Bankruptcy isn’t always easy to face. When you’re struggling with significant debt, the choices often come down to using a debt relief company, or filing for bankruptcy.
Each path offers a distinct approach to managing overwhelming debt, but choosing the right one depends on your specific situation, goals, and the nature of your debts. In this blog, we’ll explore the pros and cons of both options to help you make an informed decision.
What is a debt relief company?
Debt relief companies offer services aimed at reducing your debt through negotiation with creditors. These companies can negotiate lower interest rates, reduced balances, or set up debt management plans on your behalf. They act as intermediaries between you and your creditors with the goal of making your debt more manageable.
Pros of using a debt relief company
- Avoiding Bankruptcy: For those who qualify, debt relief can provide a way to manage debt without the long-term implications of a bankruptcy filing.

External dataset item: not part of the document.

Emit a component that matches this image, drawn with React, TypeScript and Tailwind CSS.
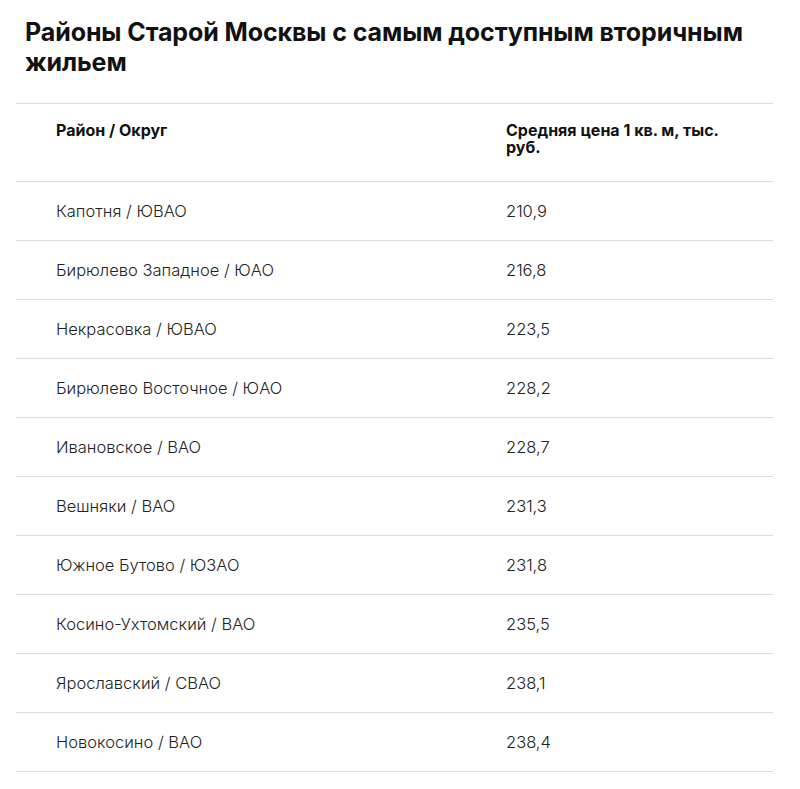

- Consolidated Payments: Debt relief programs often consolidate your debts into a single monthly payment, potentially making it easier to manage your finances.
- Lower Debt Amounts: In some cases, debt relief companies can negotiate a reduction in the total amount owed.
Cons of using a debt relief company
- Fees: Debt relief services are not free, and their fees can add up, sometimes detracting significantly from the savings they negotiate for you.
- Impact on Credit Scores: Working with a debt relief company can still negatively impact your credit score, especially if your debts are settled for less than the amount owed.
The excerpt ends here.